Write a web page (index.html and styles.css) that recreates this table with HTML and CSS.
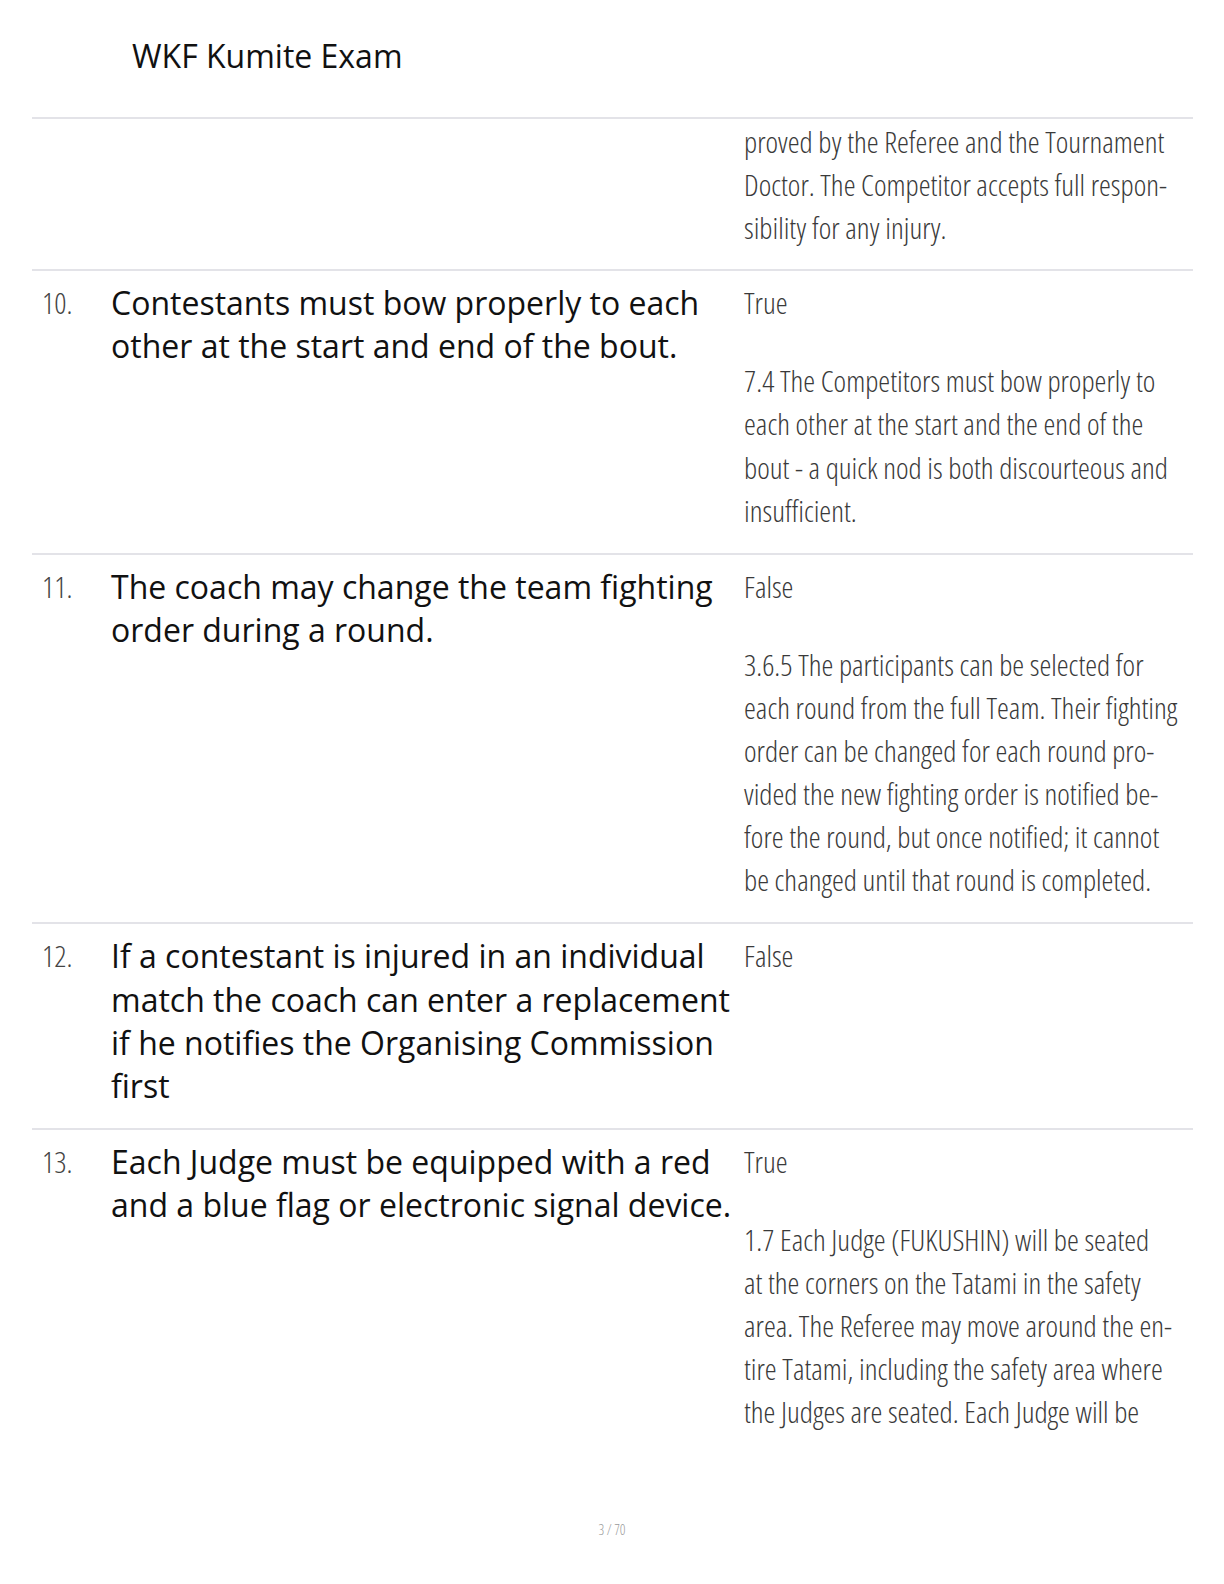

********************

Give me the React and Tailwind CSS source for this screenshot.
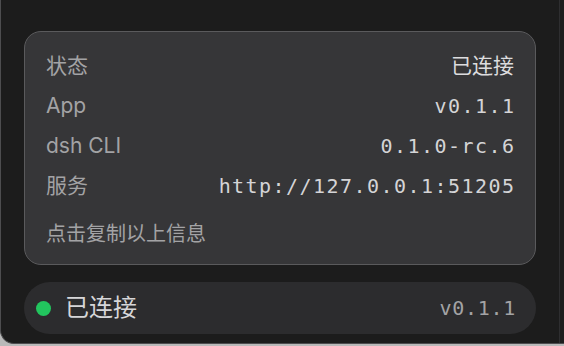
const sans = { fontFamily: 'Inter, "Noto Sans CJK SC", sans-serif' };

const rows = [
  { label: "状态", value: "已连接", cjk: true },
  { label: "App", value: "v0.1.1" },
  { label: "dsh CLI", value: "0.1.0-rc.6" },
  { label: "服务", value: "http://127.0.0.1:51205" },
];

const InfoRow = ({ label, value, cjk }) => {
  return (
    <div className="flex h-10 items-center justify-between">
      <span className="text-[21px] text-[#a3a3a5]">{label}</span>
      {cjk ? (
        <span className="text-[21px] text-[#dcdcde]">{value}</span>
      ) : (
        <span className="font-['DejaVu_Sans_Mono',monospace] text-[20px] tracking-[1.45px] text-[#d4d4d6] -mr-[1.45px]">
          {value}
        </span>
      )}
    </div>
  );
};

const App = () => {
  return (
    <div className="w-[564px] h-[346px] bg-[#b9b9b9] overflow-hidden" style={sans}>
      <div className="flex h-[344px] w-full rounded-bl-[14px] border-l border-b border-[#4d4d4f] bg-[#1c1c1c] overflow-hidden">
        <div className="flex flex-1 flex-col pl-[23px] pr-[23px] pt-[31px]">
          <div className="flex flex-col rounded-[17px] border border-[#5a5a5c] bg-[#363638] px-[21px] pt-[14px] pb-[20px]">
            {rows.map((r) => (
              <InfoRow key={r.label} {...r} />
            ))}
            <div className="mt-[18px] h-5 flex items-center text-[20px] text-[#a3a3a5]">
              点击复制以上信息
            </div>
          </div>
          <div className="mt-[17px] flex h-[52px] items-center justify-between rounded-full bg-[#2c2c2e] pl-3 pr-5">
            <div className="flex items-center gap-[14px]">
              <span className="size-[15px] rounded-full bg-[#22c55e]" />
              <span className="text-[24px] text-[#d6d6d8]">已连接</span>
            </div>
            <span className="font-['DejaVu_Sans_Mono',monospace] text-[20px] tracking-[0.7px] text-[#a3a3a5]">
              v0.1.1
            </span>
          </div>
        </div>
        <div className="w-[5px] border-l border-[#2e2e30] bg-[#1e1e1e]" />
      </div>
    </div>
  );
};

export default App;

********************

PROBLEM REQUIREMENTS:
List the lines of the records where "this" occurs.

SOLVED PROBLEM:
Write a web page (index.html and styles.css) that recreates this table with HTML and CSS.
Give me the React and Tailwind CSS source for this screenshot.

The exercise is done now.